I am wondering if an even better function name
could be unique_unsorted with spelled out 'unique'
to make it more clear that this function
is something "on its own" which is in particular
not a wrapper or some enhanced reimplementation
of the uniq program (with all its options)?

And in general I don't like old *nix style
crppld wrds lk 'uniq_usrtd' ;-)

jsmeix commented at 2024-04-11 09:23:

For now I kept the if check for a filename argument
because in the STDIN case I like to timeout after 5 seconds
when there is nothing at STDIN or when STDIN does not get closed
to avoid that 'awk' waits endlessly for (further) input
which would make ReaR behave as if it hung up, cf.
https://github.com/rear/rear/wiki/Coding-Style#beware-of-the-emptiness

@schlomo
I assume all this can be implemented in a single case
but I would need time to find out how to do that properly.
If a proper implementation in a single case
is obvious to you, please show it to me here.

jsmeix commented at 2024-04-12 12:35:

@rear/contributors
if there are no objections I will merge it today
a bit after 15:00 CEST (13:00 UTC).

schlomo commented at 2024-04-12 12:46:

Looks good to me.

Maybe silly question:

awk "..." "$@" doesn't work?
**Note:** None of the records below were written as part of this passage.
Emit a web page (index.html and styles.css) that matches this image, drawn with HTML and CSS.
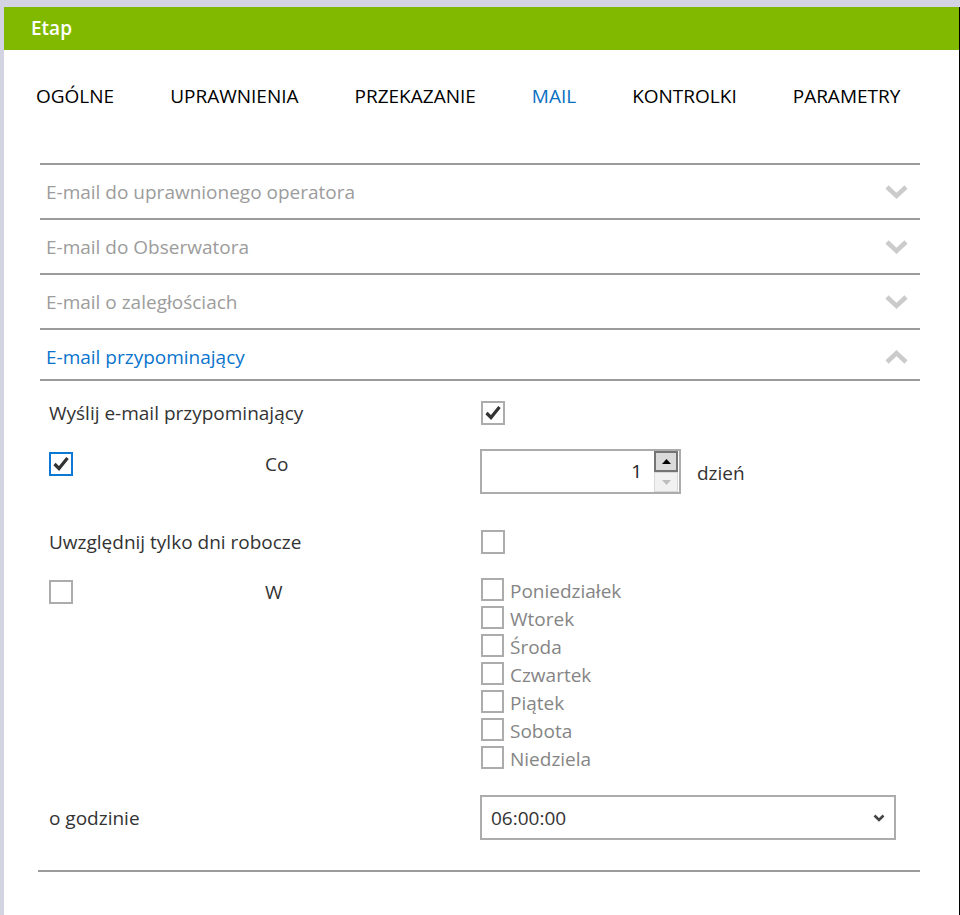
FILE: index.html
```html
<!DOCTYPE html>
<html lang="pl">
<head>
<meta charset="utf-8">
<title>Etap</title>
<link rel="stylesheet" href="styles.css">
</head>
<body>
<div class="window">
  <header class="titlebar">Etap</header>
  <nav class="tabs">
    <span class="tab">OGÓLNE</span>
    <span class="tab">UPRAWNIENIA</span>
    <span class="tab">PRZEKAZANIE</span>
    <span class="tab active">MAIL</span>
    <span class="tab">KONTROLKI</span>
    <span class="tab">PARAMETRY</span>
  </nav>
  <section class="accordion">
    <div class="acc-head">
      <span>E-mail do uprawnionego operatora</span>
      <svg class="chev" width="23" height="16" viewBox="0 0 23 16"><polyline points="2,3 11.5,12 21,3" fill="none" stroke="#cbcbcb" stroke-width="4.5"/></svg>
    </div>
    <div class="acc-head">
      <span>E-mail do Obserwatora</span>
      <svg class="chev" width="23" height="16" viewBox="0 0 23 16"><polyline points="2,3 11.5,12 21,3" fill="none" stroke="#cbcbcb" stroke-width="4.5"/></svg>
    </div>
    <div class="acc-head">
      <span>E-mail o zaległościach</span>
      <svg class="chev" width="23" height="16" viewBox="0 0 23 16"><polyline points="2,3 11.5,12 21,3" fill="none" stroke="#cbcbcb" stroke-width="4.5"/></svg>
    </div>
    <div class="acc-head active">
      <span>E-mail przypominający</span>
      <svg class="chev" width="23" height="16" viewBox="0 0 23 16"><polyline points="2,13 11.5,4 21,13" fill="none" stroke="#cbcbcb" stroke-width="4.5"/></svg>
    </div>
    <div class="acc-body">
      <div class="row r1">
        <span class="label span2">Wyślij e-mail przypominający</span>
        <span class="cb checked"><svg width="20" height="20" viewBox="0 0 20 20"><polyline points="3.5,10 8,14.5 16.5,4" fill="none" stroke="#333" stroke-width="3.2"/></svg></span>
      </div>
      <div class="row r2">
        <span class="cb checked focus"><svg width="20" height="20" viewBox="0 0 20 20"><polyline points="3.5,10 8,14.5 16.5,4" fill="none" stroke="#333" stroke-width="3.2"/></svg></span>
        <span class="label small-top">Co</span>
        <div class="num-wrap">
          <div class="num">
            <span class="num-val">1</span>
            <div class="spinner">
              <span class="spin up"><svg width="9" height="5" viewBox="0 0 9 5"><polygon points="0,5 4.5,0 9,5" fill="#000"/></svg></span>
              <span class="spin down"><svg width="9" height="5" viewBox="0 0 9 5"><polygon points="0,0 4.5,5 9,0" fill="#bdbdbd"/></svg></span>
            </div>
          </div>
          <span class="label unit">dzień</span>
        </div>
      </div>
      <div class="row r3">
        <span class="label span2">Uwzględnij tylko dni robocze</span>
        <span class="cb"></span>
      </div>
      <div class="row r4">
        <span class="cb top2"></span>
        <span class="label w-top">W</span>
        <ul class="days">
          <li class="day"><span class="cb sm"></span><span class="day-label">Poniedziałek</span></li>
          <li class="day"><span class="cb sm"></span><span class="day-label">Wtorek</span></li>
          <li class="day"><span class="cb sm"></span><span class="day-label">Środa</span></li>
          <li class="day"><span class="cb sm"></span><span class="day-label">Czwartek</span></li>
          <li class="day"><span class="cb sm"></span><span class="day-label">Piątek</span></li>
          <li class="day"><span class="cb sm"></span><span class="day-label">Sobota</span></li>
          <li class="day"><span class="cb sm"></span><span class="day-label">Niedziela</span></li>
        </ul>
      </div>
      <div class="row r5">
        <span class="label span2">o godzinie</span>
        <div class="select">
          <span class="select-val">06:00:00</span>
          <svg width="12" height="8" viewBox="0 0 12 8"><polyline points="1.5,1.5 6,6 10.5,1.5" fill="none" stroke="#444" stroke-width="2.6"/></svg>
        </div>
      </div>
    </div>
    <div class="acc-end"></div>
  </section>
</div>
</body>
</html>
```

FILE: styles.css
```css
html, body {
  margin: 0;
  padding: 0;
}
body {
  background: #d3d3e1;
  font-family: "Open Sans", "Noto Sans", sans-serif;
  width: 960px;
  height: 915px;
  overflow: hidden;
}
.window {
  margin: 7px 0 0 4px;
  width: 955px;
  height: 908px;
  background: #fff;
  border-right: 1px solid #000;
}
.titlebar {
  height: 43px;
  background: #80b900;
  color: #fff;
  font-size: 19px;
  font-weight: 600;
  line-height: 43px;
  padding-left: 27px;
}
.tabs {
  display: flex;
  gap: 56px;
  padding: 34px 0 0 32px;
  font-size: 19px;
  line-height: 24px;
  color: #000;
}
.tab.active {
  color: #0a6fc2;
}
.accordion {
  margin: 55px 0 0 36px;
  width: 880px;
}
.acc-head {
  display: flex;
  align-items: center;
  justify-content: space-between;
  box-sizing: content-box;
  height: 53px;
  border-top: 2px solid #9b9b9b;
  padding: 0 12px 0 6px;
  font-size: 19px;
  line-height: 26px;
  color: #9c9c9c;
}
.acc-head.active {
  color: #0a74cc;
  height: 45px;
  padding-top: 4px;
  border-bottom: 2px solid #9b9b9b;
}
.acc-body {
  padding: 14px 0 0 9px;
}
.row {
  display: grid;
  grid-template-columns: 216px 215px 1fr;
}
.span2 {
  grid-column: 1 / 3;
}
.label {
  font-size: 19px;
  line-height: 26px;
  color: #333;
}
.r1, .r3 {
  height: 35px;
  align-items: center;
}
.r2 {
  margin-top: 19px;
  height: 45px;
  align-items: start;
}
.r3 {
  margin-top: 30px;
}
.r4 {
  margin-top: 19px;
  align-items: start;
}
.r5 {
  margin-top: 21px;
  height: 45px;
  align-items: center;
}
.cb {
  box-sizing: border-box;
  width: 24px;
  height: 24px;
  border: 2px solid #acacac;
  background: #fff;
  display: flex;
  align-items: center;
  justify-content: center;
  margin-left: 1px;
}
.cb.focus {
  border-color: #0a78d4;
  margin: 3px 0 0 0;
}
.cb.top2 {
  margin: 2px 0 0 0;
}
.cb.sm {
  width: 23px;
  height: 23px;
  margin-left: 1px;
}
.small-top {
  margin-top: 2px;
}
.w-top {
  margin-top: 1px;
}
.num-wrap {
  display: flex;
  align-items: center;
}
.num {
  box-sizing: border-box;
  width: 201px;
  height: 45px;
  border: 2px solid #acacac;
  display: flex;
}
.num-val {
  flex: 1;
  text-align: right;
  padding-right: 12px;
  font-size: 19px;
  line-height: 41px;
  color: #222;
}
.spinner {
  width: 25px;
  display: flex;
  flex-direction: column;
}
.spin {
  box-sizing: border-box;
  width: 24px;
  display: flex;
  align-items: center;
  justify-content: center;
}
.spin.up {
  height: 21px;
  background: #dadada;
  border: 2px solid #747474;
}
.spin.down {
  height: 20px;
  background: #f1f1f1;
  border: 1px solid #d8d8d8;
}
.unit {
  margin-left: 16px;
  margin-top: 2px;
}
.days {
  list-style: none;
  margin: 0;
  padding: 0;
}
.day {
  display: flex;
  align-items: flex-start;
  height: 28px;
}
.day-label {
  margin-left: 6px;
  padding-top: 2px;
  font-size: 19px;
  line-height: 23px;
  color: #858585;
}
.select {
  box-sizing: border-box;
  width: 416px;
  height: 45px;
  border: 2px solid #acacac;
  display: flex;
  align-items: center;
  justify-content: space-between;
  padding: 0 9px 0 9px;
}
.select-val {
  font-size: 19px;
  color: #333;
}
.acc-end {
  margin: 30px 0 0 -2px;
  width: 882px;
  border-top: 2px solid #9b9b9b;
}
```
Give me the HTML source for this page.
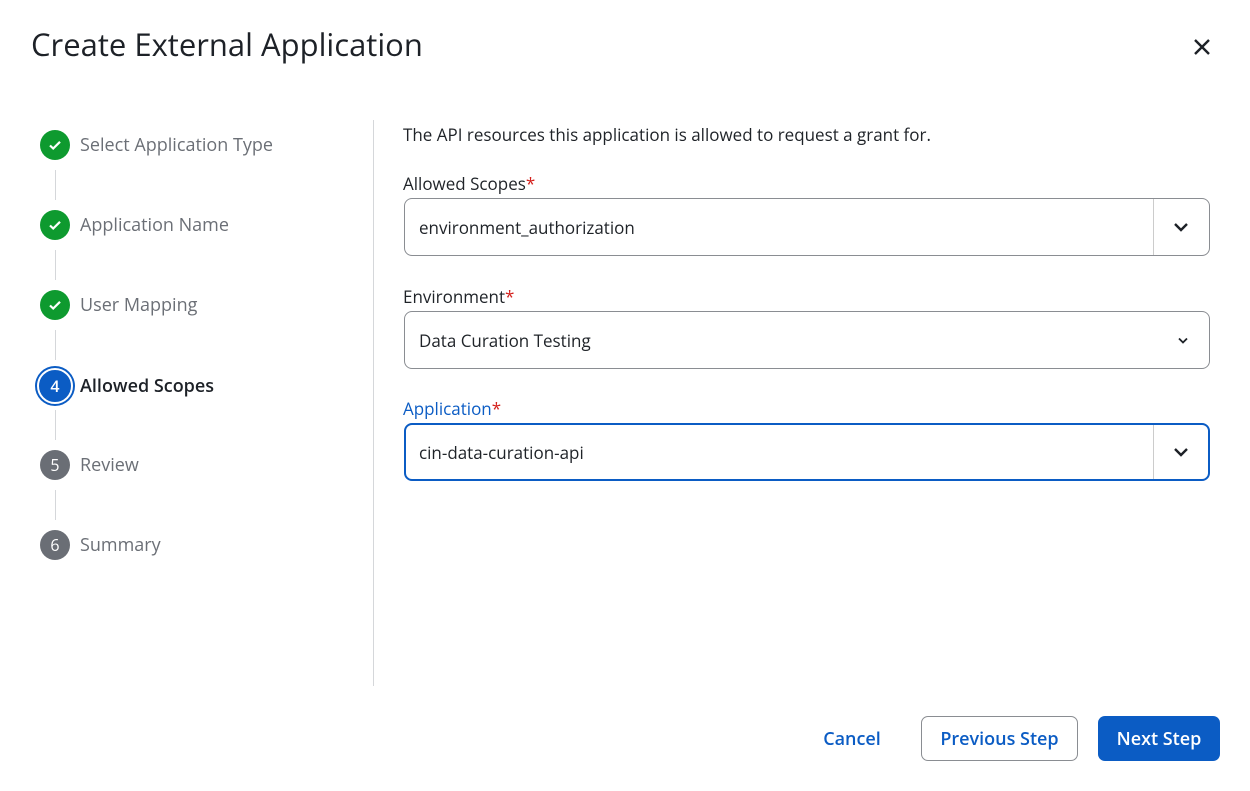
<!DOCTYPE html>
<html><head><style>
body{margin:0;width:1250px;height:791px;background:#fff;font-family:"Open Sans","Liberation Sans",sans-serif;position:relative;overflow:hidden;color:#1f2328}
.a{position:absolute}
h1{position:absolute;left:31px;top:24px;margin:0;font-weight:400;font-size:31px;color:#1d2127}
.step{position:absolute;left:40px;display:flex;align-items:center;font-size:18px;color:#6b6f76}
.c{width:30px;height:30px;border-radius:50%;margin-right:10px;display:flex;align-items:center;justify-content:center;color:#fff;font-size:16px;box-sizing:border-box}
.g{background:#0e9a2f}
.gr{background:#6a6e75}
.vl{position:absolute;left:55px;width:1px;background:#d5d7da;height:30px}
.lbl{position:absolute;left:403px;font-size:17px;color:#1f2328}
.lbl span{color:#d4201c}
.box{position:absolute;left:404px;width:806px;height:58px;box-sizing:border-box;border:1px solid #8a8d92;border-radius:8px;font-size:17px;padding-left:14px;display:flex;align-items:center}
.sep{position:absolute;right:55px;top:0;bottom:0;width:1px;background:#ccc}
.btn{position:absolute;top:716px;height:45px;border-radius:7px;font-size:18px;font-weight:600;display:flex;align-items:center;justify-content:center;box-sizing:border-box}
</style></head><body>
<h1>Create External Application</h1>
<svg class="a" style="left:1193px;top:38px" width="18" height="18" viewBox="0 0 18 18"><path d="M2 2L16 16M16 2L2 16" stroke="#1d2127" stroke-width="2.4"/></svg>
<div class="a" style="left:373px;top:120px;width:1px;height:566px;background:#d5d7da"></div>
<div class="step" style="top:130px"><div class="c g"><svg width="16" height="16" viewBox="0 0 16 16"><path d="M3 8.5l3.2 3L13 4.8" stroke="#fff" stroke-width="2.2" fill="none"/></svg></div>Select Application Type</div>
<div class="vl" style="top:170px"></div>
<div class="step" style="top:210px"><div class="c g"><svg width="16" height="16" viewBox="0 0 16 16"><path d="M3 8.5l3.2 3L13 4.8" stroke="#fff" stroke-width="2.2" fill="none"/></svg></div>Application Name</div>
<div class="vl" style="top:250px"></div>
<div class="step" style="top:290px"><div class="c g"><svg width="16" height="16" viewBox="0 0 16 16"><path d="M3 8.5l3.2 3L13 4.8" stroke="#fff" stroke-width="2.2" fill="none"/></svg></div>User Mapping</div>
<div class="vl" style="top:330px"></div>
<div class="step" style="top:368px;left:37px;color:#1d2127;font-weight:600"><div class="c" style="width:36px;height:36px;background:#0b5cc4;border:2px solid #fff;box-shadow:0 0 0 2px #0b5cc4;margin-right:7px">4</div>Allowed Scopes</div>
<div class="vl" style="top:410px"></div>
<div class="step" style="top:450px"><div class="c gr">5</div>Review</div>
<div class="vl" style="top:490px"></div>
<div class="step" style="top:530px"><div class="c gr">6</div>Summary</div>
<div class="a" style="left:403px;top:123px;font-size:17px">The API resources this application is allowed to request a grant for.</div>
<div class="lbl" style="top:172px">Allowed Scopes<span>*</span></div>
<div class="box" style="top:198px">environment_authorization<div class="sep"></div><svg class="a" style="right:20px;top:22px" width="16" height="12" viewBox="0 0 16 12"><path d="M2 3l6 6 6-6" stroke="#1d2127" stroke-width="2.4" fill="none"/></svg></div>
<div class="lbl" style="top:285px">Environment<span>*</span></div>
<div class="box" style="top:311px">Data Curation Testing<svg class="a" style="right:20px;top:24px" width="12" height="9" viewBox="0 0 12 9"><path d="M2 2.5l4 4 4-4" stroke="#1d2127" stroke-width="1.8" fill="none"/></svg></div>
<div class="lbl" style="top:397px;color:#0b5cc4">Application<span>*</span></div>
<div class="box" style="top:423px;border:2px solid #0b5cc4;padding-left:13px">cin-data-curation-api<div class="sep" style="right:54px"></div><svg class="a" style="right:19px;top:21px" width="16" height="12" viewBox="0 0 16 12"><path d="M2 3l6 6 6-6" stroke="#1d2127" stroke-width="2.4" fill="none"/></svg></div>
<div class="btn" style="left:812px;width:80px;color:#0b5cc4">Cancel</div>
<div class="btn" style="left:921px;width:157px;border:1px solid #8a8d92;color:#0b5cc4">Previous Step</div>
<div class="btn" style="left:1098px;width:122px;background:#0b5cc4;color:#fff">Next Step</div>
</body></html>
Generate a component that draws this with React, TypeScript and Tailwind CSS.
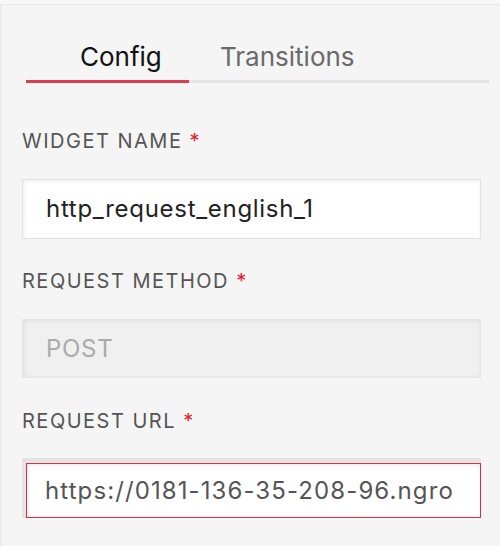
export default function App() {
    return <div className="w-[500px] h-[546px] bg-[#f5f5f5] font-['Inter',_'Liberation_Sans',_sans-serif] overflow-hidden">
        <div className="h-[5px] bg-[#f8f8f8] border-b border-[#e9e9e9]"></div>
        <div className="border-l-2 border-[#ececec] h-full pl-[20px] pr-[19px] pt-[34px]">
            <div className="flex ml-[4px] mr-[-8px] border-b-[3px] border-[#e5e5e5] text-[26px] leading-[32px]">
                <div className="w-[163px] pl-[54px] pt-[2px] pb-[7px] mb-[-3px] border-b-[3px] border-[#df3b52] text-[#111]">Config</div>
                <div className="pl-[31px] pt-[2px] pb-[7px] text-[#6a6a6a]">Transitions</div>
            </div>

            <Label text="WIDGET NAME" className="mt-[46px]" />
            <div className="mt-[26px] h-[60px] bg-white border border-[#e3e3e3] shadow-[inset_1px_1px_4px_rgba(0,0,0,0.08)] flex items-center pl-[23px] text-[24px] tracking-[0.7px] text-[#222]">
                http_request_english_1
            </div>

            <Label text="REQUEST METHOD" className="mt-[30px]" />
            <div className="mt-[26px] h-[59px] bg-[#f0f0f0] border border-[#e6e6e6] shadow-[inset_1px_1px_5px_rgba(0,0,0,0.07)] flex items-center pl-[23px] text-[24px] tracking-[0.7px] text-[#aaa]">
                POST
            </div>

            <Label text="REQUEST URL" className="mt-[31px]" />
            <div className="mt-[25px] h-[60px] bg-[#e4e4e4] pt-[5px] pl-[4px]">
                <div className="h-[55px] bg-white border-[1.5px] border-[#dc2f45] shadow-[inset_1px_1px_4px_rgba(0,0,0,0.1)] flex items-center pl-[18px] pr-[25px] text-[24px] tracking-[1.1px] text-[#555]">
                    <div className="overflow-hidden whitespace-nowrap">https://0181-136-35-208-96.ngrok.io</div>
                </div>
            </div>
        </div>
    </div>
}

function Label({ text, className }: { text: string, className?: string }) {
    return <div className={`text-[20px] leading-[24px] tracking-[1.5px] text-[#555] ${className ?? ''}`}>
        {text} <span className="text-[#e0202e]">*</span>
    </div>
}
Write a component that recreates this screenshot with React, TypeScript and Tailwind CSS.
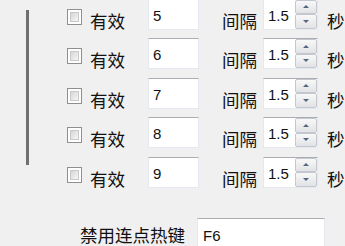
import React from 'react';

const rows = ['5', '6', '7', '8', '9'];

function Checkbox() {
  return (
    <div className="mt-[10px] w-[15px] h-[16px] shrink-0 border border-[#8f8f8f] bg-white p-[2px]">
      <div className="w-full h-full border border-[#c8c8c8] bg-gradient-to-br from-[#d6d6d6] to-[#f7f7f7]" />
    </div>
  );
}

function SpinButton({ up }: { up?: boolean }) {
  return (
    <div className="flex-1 flex items-center justify-center border border-[#c3c8d0] rounded-[2px] bg-gradient-to-b from-[#f8f8f8] to-[#e2e3e6]">
      <svg width="6" height="3" viewBox="0 0 6 3">
        {up ? (
          <path d="M0 3 L3 0 L6 3 Z" fill="#56657f" />
        ) : (
          <path d="M0 0 L3 3 L6 0 Z" fill="#56657f" />
        )}
      </svg>
    </div>
  );
}

function Row({ value }: { value: string }) {
  return (
    <div className="flex items-start h-[31px]">
      <Checkbox />
      <span className="ml-[8px] mt-[15px] w-[35px] text-[17.5px] leading-[17.5px] whitespace-nowrap">有效</span>
      <div className="ml-[23px] w-[51px] h-[31px] shrink-0 bg-white border border-[#e3e9ef] border-t-[#abadb3] pl-[4px] pt-[8px] text-[15px] leading-[15px]">
        {value}
      </div>
      <span className="ml-[23px] mt-[15px] w-[35px] text-[17.5px] leading-[17.5px] whitespace-nowrap">间隔</span>
      <div className="ml-[6px] w-[55px] h-[31px] shrink-0 flex bg-white border border-[#e3e9ef] border-t-[#abadb3]">
        <div className="flex-1 pl-[4px] pt-[8px] text-[15px] leading-[15px]">1.5</div>
        <div className="w-[22px] flex flex-col">
          <SpinButton up />
          <SpinButton />
        </div>
      </div>
      <span className="ml-[9px] mt-[15px] text-[17.5px] leading-[17.5px] whitespace-nowrap">秒</span>
    </div>
  );
}

export default function App() {
  return (
    <div className="w-[345px] h-[246px] overflow-hidden bg-[#f0f0f0] text-[#111111] flex font-['Liberation_Sans','Noto_Sans_CJK_SC',sans-serif]">
      <div className="w-[67px] shrink-0 pl-[26px] pt-[10px]">
        <div className="w-[3px] h-[155px] bg-[#707070]" />
      </div>
      <div className="flex flex-col">
        <div className="mt-[-1.5px] flex flex-col gap-[8.5px]">
          {rows.map((v) => (
            <Row key={v} value={v} />
          ))}
        </div>
        <div className="mt-[30.5px] ml-[13px] flex items-start">
          <span className="mt-[10px] w-[117px] text-[17.5px] leading-[17.5px] whitespace-nowrap">禁用连点热键</span>
          <div className="w-[128px] h-[32px] shrink-0 bg-white border border-[#e3e9ef] border-t-[#abadb3] pl-[5px] pt-[9px] text-[15px] leading-[15px]">
            F6
          </div>
        </div>
      </div>
    </div>
  );
}
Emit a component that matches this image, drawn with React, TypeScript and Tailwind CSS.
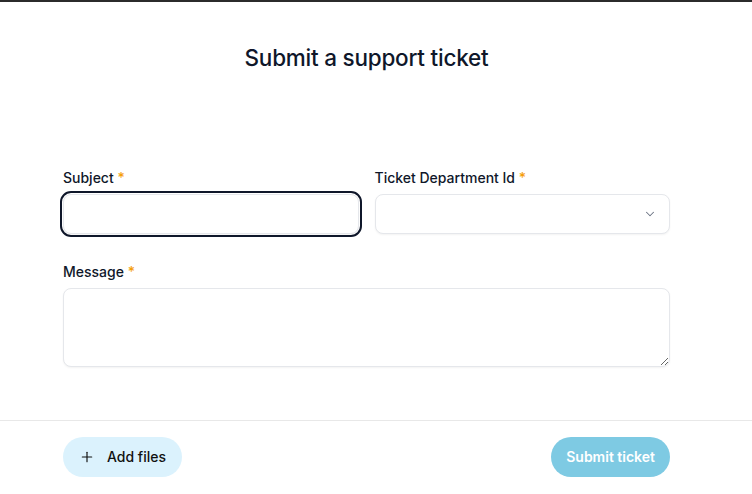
import React from 'react';
import { ChevronDown, Plus } from 'lucide-react';

const Label: React.FC<{ children: React.ReactNode }> = ({ children }) => (
  <label className="block mb-1.5 text-sm leading-5 font-medium text-[#0f172a]">
    {children} <span className="text-[#f59e0b]">*</span>
  </label>
);

export default function App() {
  return (
    <div
      className="w-[752px] h-[494px] bg-white flex flex-col border-t-2 border-[#2b2b2b] overflow-hidden"
      style={{ fontFamily: 'Inter, "Noto Sans", sans-serif' }}
    >
      {/* form body */}
      <div className="pl-[63px] pr-[82px] flex-1">
        <h1 className="pt-10 text-center text-[22.5px] leading-8 font-medium text-[#0f172a] tracking-[-0.01em]">
          Submit a support ticket
        </h1>

        <div className="mt-[94px] grid grid-cols-2 gap-4">
          <div>
            <Label>Subject</Label>
            <input
              type="text"
              className="w-full h-10 rounded-lg border border-[#e5e7eb] bg-white shadow-xs outline-2 outline-offset-1 outline-[#0f172a]"
            />
          </div>
          <div>
            <Label>Ticket Department Id</Label>
            <div className="h-10 rounded-lg border border-[#e5e7eb] bg-white shadow-xs flex items-center justify-end pr-3">
              <ChevronDown size={14} strokeWidth={1.75} className="text-gray-500" />
            </div>
          </div>
        </div>

        <div className="mt-7">
          <Label>Message</Label>
          <textarea className="block w-full h-[79px] rounded-lg border border-[#e5e7eb] bg-white shadow-xs outline-none" />
        </div>
      </div>

      {/* footer */}
      <div className="border-t border-[#e8e8e8] pl-[63px] pr-[82px] pt-4 pb-[17px] flex items-center justify-between">
        <button className="h-10 px-4 rounded-full bg-[#dbf2fd] flex items-center gap-3 text-sm font-medium text-[#111]">
          <Plus size={16} strokeWidth={1.75} />
          Add files
        </button>
        <button className="h-10 px-[15px] rounded-full bg-[#7ecae3] text-sm font-semibold text-white">
          Submit ticket
        </button>
      </div>
    </div>
  );
}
It would save you the if clause

jsmeix commented at 2024-04-12 13:31:

@schlomo
I merged it "as is" because I had tested that at least a bit
and - at least currently - I don't find time to test a rather
different implementation.

Furthermore I would have to think about
if a check if stdin is a tty makes sense, cf.
https://github.com/rear/rear/pull/3177#discussion_r1562435947
and if yes if then it helps to have the stdin case
well separated from the "input from file" case,
cf. RFC 1925 item (5)

It is always possible to aglutenate [sic] multiple separate problems
into a single complex interdependent solution. In most cases
this is a bad idea.

[Export of Github issue for rear/rear.]